Cholesterol is a fatty substance that occurs naturally in the body, High blood levels of cholesterol encourage the formation and growth of vascular plaques that put you at risk for heart attack and stroke.
What causes arterial plaque?
Plaque forms when cholesterol lodges in the wall of the artery. To fight back, the body sends white blood cells to trap the cholesterol, which then turn into foamy cells that ooze more fat and cause more inflammation. That triggers muscle cells in the artery wall to multiply and form a cap over the area. But the soft plaque beneath the cap is dangerous.
For example, if your blood pressure spikes, it puts pressure on the thin wall of the plaque, which can break open, form a clot, and cause a heart attack. Most major heart attacks occur when plaques rupture.
Plaques that gradually enlarge over time are often covered by thick, fibrous caps that can resist breaking apart. They can still block blood flow, causing angina (chest pain brought on by exertion or emotional stress). These blockages can also lead to different type of heart attack.
Can you unclog your arteries, or reduce plaque buildup?
Making plaque disappear is not possible, but with lifestyle changes and medication they can shrink and stabilize.
Doctors especially want to target the softer plaques before they rupture. For example, if you have a 30% blockage in the artery from soft plaque, the goal is to try to suck out the cholesterol from the inside, so the plaque shrivels down to 15% and leaves nothing inside it.
How do you get the cholesterol out of the plaque? By lowering levels of cholesterol in the blood, where it travels inside particles called lipoproteins. Low-density lipoprotein (LDL) deposits cholesterol into blood vessel walls.
The drugs used most often to reduce LDL cholesterol levels are statins — such as atorvastatin (Lipitor) and rosuvastatin (Crestor). Statins block the liver enzyme that promotes cholesterol production. Very intensive lifestyle changes have also been shown to shrink plaque.
Those lifestyle modifications include:
Eating a Mediterranean diet
It can reduce heart disease risk by 30%. It is rich in olive oil, fruits, vegetables, nuts and fish; low in red or processed meats; and moderate in the amounts of cheese and wine you can consume.
Kicking the habit
Smoking damages the lining of the arteries. Quitting can help raise HDL levels.
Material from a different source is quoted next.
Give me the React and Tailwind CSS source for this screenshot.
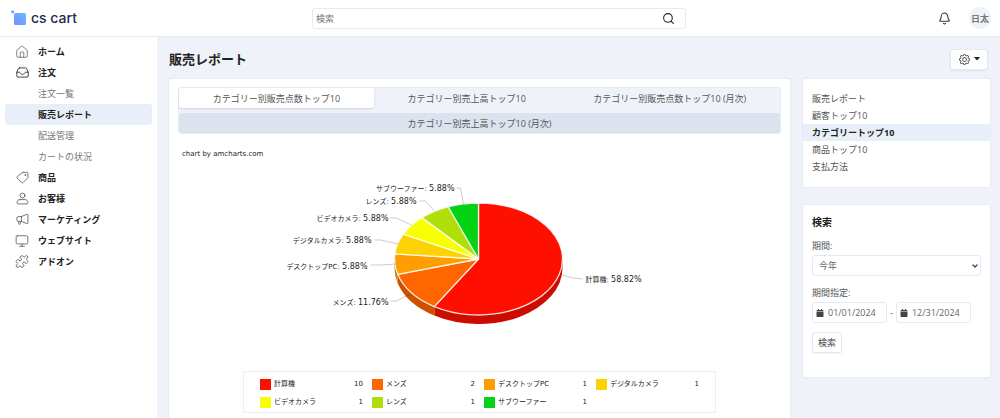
import React, { useState } from 'react';
import { Search, House, Monitor, Puzzle, Bell, ChevronDown } from 'lucide-react';
import { BsGear } from 'react-icons/bs';
import { FaCalendar } from 'react-icons/fa';

const slices = [
  { name: '計算機', value: 10, percent: '58.82%', color: '#ff0f00', side: '#cc0c00', line: '323,123 333,126 343,127', label: [346, 130], anchor: 'start' },
  { name: 'メンズ', value: 2, percent: '11.76%', color: '#ff6600', side: '#cc5200', line: '171,142 157,149 151,149', label: [149, 153], anchor: 'end' },
  { name: 'デスクトップPC', value: 1, percent: '5.88%', color: '#ff9e01', side: '#cc7e01', line: '156,112 141,113 131,113', label: [128, 117], anchor: 'end' },
  { name: 'デジタルカメラ', value: 1, percent: '5.88%', color: '#fcd202', side: '#caa802', line: '159,92 141,88 135,88', label: [132, 91], anchor: 'end' },
  { name: 'ビデオカメラ', value: 1, percent: '5.88%', color: '#f8ff01', side: '#c6cc01', line: '172,73 157,66 151,66', label: [149, 69], anchor: 'end' },
  { name: 'レンズ', value: 1, percent: '5.88%', color: '#b0de09', side: '#8db207', line: '195,59 186,49 180,49', label: [177, 52], anchor: 'end' },
  { name: 'サブウーファー', value: 1, percent: '5.88%', color: '#04d215', side: '#03a811', line: '224,53 221,36 217,36', label: [215, 39], anchor: 'end' },
];

const tabs = [
  'カテゴリー別販売点数トップ10',
  'カテゴリー別売上高トップ10',
  'カテゴリー別販売点数トップ10 (月次)',
  'カテゴリー別売上高トップ10 (月次)',
];

const reports = ['販売レポート', '顧客トップ10', 'カテゴリートップ10', '商品トップ10', '支払方法'];

const LineIcon = ({ children }) => (
  <svg className="h-[13px] w-[13px]" viewBox="0 0 24 24" fill="none" stroke="currentColor" strokeWidth="1.7" strokeLinecap="round" strokeLinejoin="round">
    {children}
  </svg>
);

const InboxIcon = () => (
  <LineIcon>
    <path d="M6.500 3.500h11q1.500 0 2.200 1.400l2.800 6.600v7q0 2-2 2h-17q-2 0-2-2v-7l2.800-6.600q.7-1.400 2.200-1.400z" />
    <path d="M1.500 11.500h5c1.500 0 1.500 4 5.500 4s4-4 5.500-4h5" />
  </LineIcon>
);

const TagIcon = () => (
  <LineIcon>
    <path d="M13 2.500h7q2 0 2 2v7q0 1-.8 1.800l-8 8q-1.400 1.200-2.800 0l-8-8q-1.200-1.400 0-2.800l8.800-7.200q.8-.8 1.800-.8z" />
    <circle cx="17" cy="7.500" r=".8" />
  </LineIcon>
);

const UserIcon = () => (
  <LineIcon>
    <circle cx="12" cy="6.500" r="4.500" />
    <path d="M7 14h10c3 0 5 2.500 5 5.500q0 2.500-2 2.500h-16q-2 0-2-2.500c0-3 2-5.500 5-5.500z" />
  </LineIcon>
);

const MegaphoneIcon = () => (
  <LineIcon>
    <path d="M10 6.500l10-4q2-.5 2 1.500v14q0 2-2 1.500l-10-4h-5.500q-3 0-3-3v-3q0-3 3-3z" />
    <path d="M10 6.500v9M5 15.500v4q0 1.500 1.500 1.500t1.500-1.500v-4" />
  </LineIcon>
);

const menu = [
  { name: 'ホーム', icon: <House size={14} strokeWidth={1.4} /> },
  { name: '注文', icon: <InboxIcon />, dark: true, items: ['注文一覧', '販売レポート', '配送管理', 'カートの状況'] },
  { name: '商品', icon: <TagIcon /> },
  { name: 'お客様', icon: <UserIcon /> },
  { name: 'マーケティング', icon: <MegaphoneIcon /> },
  { name: 'ウェブサイト', icon: <Monitor size={14} strokeWidth={1.5} /> },
  { name: 'アドオン', icon: <Puzzle size={15} strokeWidth={1.6} /> },
];

const Header = () => (
  <header className="flex h-[37px] items-center border-b border-[#e6ebf5] bg-white">
    <a href="#" className="flex w-[157px] shrink-0 items-center gap-1 pl-[11px]">
      <svg width="16" height="16" viewBox="0 0 16 16">
        <defs>
          <linearGradient id="logo" x1="0" y1="1" x2="1" y2="0">
            <stop offset="0" stopColor="#7d8cff" />
            <stop offset="1" stopColor="#66bbff" />
          </linearGradient>
        </defs>
        <circle cx="1.700" cy="1.800" r="1.600" fill="#6ea3ff" />
        <rect x="3" y="3" width="12" height="12" rx="1.500" fill="url(#logo)" />
      </svg>
      <span className="font-['Inter',sans-serif] text-[14px] leading-4 font-medium text-[#222b4a]">cs cart</span>
    </a>
    <div className="flex flex-1 justify-center">
      <label className="flex h-[21px] w-[374px] items-center rounded-[3px] border border-[#e6eaf5] pr-[10px] pl-[3px]">
        <input type="search" aria-label="検索" placeholder="検索" className="min-w-0 flex-1 text-[9px] outline-none placeholder:text-[#777]" />
        <Search size={13} strokeWidth={2} className="text-[#222]" />
      </label>
    </div>
    <div className="flex w-[159px] shrink-0 items-center justify-end gap-[18px] pr-[9px]">
      <button aria-label="通知" className="text-[#333]"><Bell size={13} strokeWidth={1.9} /></button>
      <button className="h-[22px] w-[22px] rounded-full bg-[#eff3f9] text-[9px] font-bold text-[#777]">日太</button>
    </div>
  </header>
);

const Sidebar = () => (
  <nav className="w-[157px] shrink-0 bg-white px-[5px] pt-1">
    {menu.map(item => (
      <div key={item.name}>
        <a href="#" className="flex h-[21px] items-center gap-[9px] pl-[10px] font-bold text-[#222]">
          <span className={item.dark ? 'flex w-[14px] justify-center text-[#333]' : 'flex w-[14px] justify-center text-[#666]'}>{item.icon}</span>
          {item.name}
        </a>
        {item.items && item.items.map(sub => (
          <a
            key={sub}
            href="#"
            className={sub === '販売レポート'
              ? 'flex h-[21px] items-center rounded-[3px] bg-[#e8eff8] pl-[33px] font-bold text-[#222]'
              : 'flex h-[21px] items-center pl-[33px] text-[#777]'}
          >
            {sub}
          </a>
        ))}
      </div>
    ))}
  </nav>
);

const CX = 239;
const CY = 107;
const RX = 84;
const RY = 56;
const DEPTH = 9;

const point = (share) => {
  const angle = share * Math.PI * 2;
  return [CX + RX * Math.sin(angle), CY - RY * Math.cos(angle)];
};

const PieChart = () => {
  const total = slices.reduce((sum, s) => sum + s.value, 0);
  let start = 0;
  const parts = slices.map(s => {
    const end = start + s.value / total;
    const part = { ...s, start, end };
    start = end;
    return part;
  });

  // only the front half of the rim is visible
  const rims = parts
    .map(p => ({ ...p, from: Math.max(p.start, 0.25), to: Math.min(p.end, 0.75) }))
    .filter(p => p.from < p.to);

  return (
    <svg className="h-[208px] w-full" viewBox="0 11 480 208">
      {rims.map(p => {
        const [x1, y1] = point(p.from);
        const [x2, y2] = point(p.to);
        return (
          <path
            key={p.name}
            fill={p.side}
            d={`M${x1} ${y1}A${RX} ${RY} 0 0 1 ${x2} ${y2}V${y2 + DEPTH}A${RX} ${RY} 0 0 0 ${x1} ${y1 + DEPTH}Z`}
          />
        );
      })}
      {parts.map(p => {
        const [x1, y1] = point(p.start);
        const [x2, y2] = point(p.end);
        const large = p.end - p.start > 0.5 ? 1 : 0;
        return (
          <path
            key={p.name}
            fill={p.color}
            stroke="#fff"
            strokeWidth="1.300"
            strokeOpacity="0.8"
            strokeLinejoin="round"
            d={`M${CX} ${CY}L${x1} ${y1}A${RX} ${RY} 0 ${large} 1 ${x2} ${y2}Z`}
          />
        );
      })}
      {parts.map(p => (
        <g key={p.name}>
          <polyline points={p.line} fill="none" stroke="#000" strokeOpacity="0.2" />
          <text x={p.label[0]} y={p.label[1]} textAnchor={p.anchor} className="fill-[#222] text-[7px]">
            {p.name}: <tspan className="text-[8px]">{p.percent}</tspan>
          </text>
        </g>
      ))}
    </svg>
  );
};

const Legend = () => (
  <ul className="mx-auto grid w-[473px] max-w-full grid-cols-4 gap-y-[6px] border border-[#eee] pt-[6px] pr-[7px] pb-1 pl-[16px] text-[7px] leading-3 text-[#222]">
    {slices.map(s => (
      <li key={s.name} className="flex items-center gap-[3px] pr-[9px]">
        <svg width="11" height="11"><rect width="11" height="11" fill={s.color} /></svg>
        <span className="flex-1 whitespace-nowrap">{s.name}</span>
        <span>{s.value}</span>
      </li>
    ))}
  </ul>
);

const tabClass = (active, i) => {
  if (active) return 'h-5 grow rounded-[3px] bg-white px-4 shadow-sm';
  if (i === 3) return 'h-5 grow rounded-[3px] bg-[#dce2ee] px-4';
  return 'h-5 grow rounded-[3px] px-4';
};

const DateField = ({ id, label, value, onChange }) => (
  <div className="flex h-[21px] w-[75px] items-center gap-1 rounded-[3px] border border-[#e2e8f4] pl-[3px]">
    <FaCalendar size={8} className="shrink-0 text-[#444]" />
    <input
      id={id}
      type="text"
      aria-label={label}
      value={value}
      onChange={e => onChange(e.target.value)}
      className="w-full min-w-0 text-[9px] text-[#666] outline-none"
    />
  </div>
);

const App = () => {
  const [tab, setTab] = useState(tabs[0]);
  const [period, setPeriod] = useState('今年');
  const [from, setFrom] = useState('01/01/2024');
  const [to, setTo] = useState('12/31/2024');

  return (
    <div className="flex min-h-screen flex-col bg-[#eff3f9] font-['Open_Sans','Noto_Sans_CJK_JP',sans-serif] text-[9px] leading-[17px] text-[#555]">
      <Header />
      <div className="flex flex-1">
        <Sidebar />
        <main className="flex min-w-0 flex-1 flex-col pr-[9px] pl-[11px]">
          <div className="flex h-[41px] items-center justify-between pt-[3px]">
            <h1 className="pl-[1px] text-[13px] font-bold text-[#222]">販売レポート</h1>
            <button aria-label="設定" className="mr-[3px] flex h-[21px] w-[38px] items-center justify-center gap-1 rounded-[3px] border border-[#e2e8f4] bg-white text-[#222] shadow-xs">
              <BsGear size={11} />
              <svg width="6" height="4"><path d="M0 0h6l-3 3.500z" fill="currentColor" /></svg>
            </button>
          </div>
          <div className="flex flex-1 gap-[11px]">
            <section className="min-w-0 flex-1 rounded-t-[3px] border border-b-0 border-[#e6ebf5] bg-white px-[9px] pt-2">
              <div className="flex flex-wrap gap-y-[5px] rounded-[3px] border border-[#e6ebf5] bg-[#eff3f9]">
                {tabs.map((name, i) => (
                  <button key={name} onClick={() => setTab(name)} className={tabClass(name === tab, i)}>
                    {name}
                  </button>
                ))}
              </div>
              <div className="font-['DejaVu_Sans','Noto_Sans_CJK_JP',sans-serif]">
                <a href="#" className="mt-3 block h-[17px] pl-1 text-[7px] text-[#222]">chart by amcharts.com</a>
                <PieChart />
                <Legend />
              </div>
            </section>

            <aside className="flex w-[189px] shrink-0 flex-col gap-4">
              <div className="rounded-[3px] border border-[#e6ebf5] bg-white pt-[11px] pb-3">
                {reports.map(name => (
                  <a
                    key={name}
                    href="#"
                    className={name === 'カテゴリートップ10'
                      ? 'block bg-[#e8eff8] px-[9px] font-bold text-[#222]'
                      : 'block px-[9px]'}
                  >
                    {name}
                  </a>
                ))}
              </div>
              <form className="rounded-[3px] border border-[#e6ebf5] bg-white px-[9px] pt-[9px] pb-6" onSubmit={e => e.preventDefault()}>
                <h2 className="text-[10px] font-bold text-[#222]">検索</h2>
                <label htmlFor="period" className="mt-[6px] block">期間:</label>
                <div className="relative mt-[1px]">
                  <select
                    id="period"
                    value={period}
                    onChange={e => setPeriod(e.target.value)}
                    className="block h-[21px] w-full appearance-none rounded-[3px] border border-[#e2e8f4] bg-white pl-[6px] text-[#666]"
                  >
                    <option>今年</option>
                    <option>今月</option>
                  </select>
                  <ChevronDown size={8} strokeWidth={4} className="pointer-events-none absolute top-[7px] right-[2px] text-[#444]" />
                </div>
                <label htmlFor="from" className="mt-2 block">期間指定:</label>
                <div className="mt-[1px] flex items-center gap-[3px]">
                  <DateField id="from" label="期間指定" value={from} onChange={setFrom} />
                  -
                  <DateField id="to" label="終了日" value={to} onChange={setTo} />
                </div>
                <button className="mt-[9px] h-[21px] rounded-[3px] border border-[#e2e8f4] bg-white px-[5px] text-[#444] shadow-xs">検索</button>
              </form>
            </aside>
          </div>
        </main>
      </div>
    </div>
  );
};

export default App;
Aerobic exercise can raise HDL, lower blood pressure, burn body fat, and lower blood sugar levels. Exercise combined with weight loss can also lower LDL levels. Aim for at least 150 minutes per week of moderate-intensity exercise.
Busting the cholesterol myth
Why you can't live without this tricky substance.
Cholesterol is often vilified as the bad guy, but we need this waxy, fatty substance to make vitamin D, hormones, bile that aids digestion, and the coverings of our cells. The liver produces 75% of the body's cholesterol, but all cells have the ability to make it.
When cells need more cholesterol, the liver sends it via the bloodstream in packages made of cholesterol on the inside and protein on the outside. These cholesterol-laden particles are known as low-density lipoprotein, or LDL. Too much LDL in the blood can cause cholesterol to lodge in the artery walls and form plaques. That's why LDL is known as "bad" cholesterol.
Whereas LDL particles deposit cholesterol into plaques of atherosclerosis, some high-density lipoprotein (HDL) particles help remove cholesterol from plaques. That's why it's often referred to as "good" cholesterol.
How much HDL and LDL should you aim for?
An HDL of 60 milligrams per deciliter (mg/dL) or greater is associated with a lower risk of heart disease. Your personal goal for LDL depends on your cardiovascular risk profile. For people who have coronary artery disease or other evidence of cardiovascular disease, the goal is an LDL of less than 70 mg/dL and some doctors are now aiming for an LDL of less than 55 mg/dL.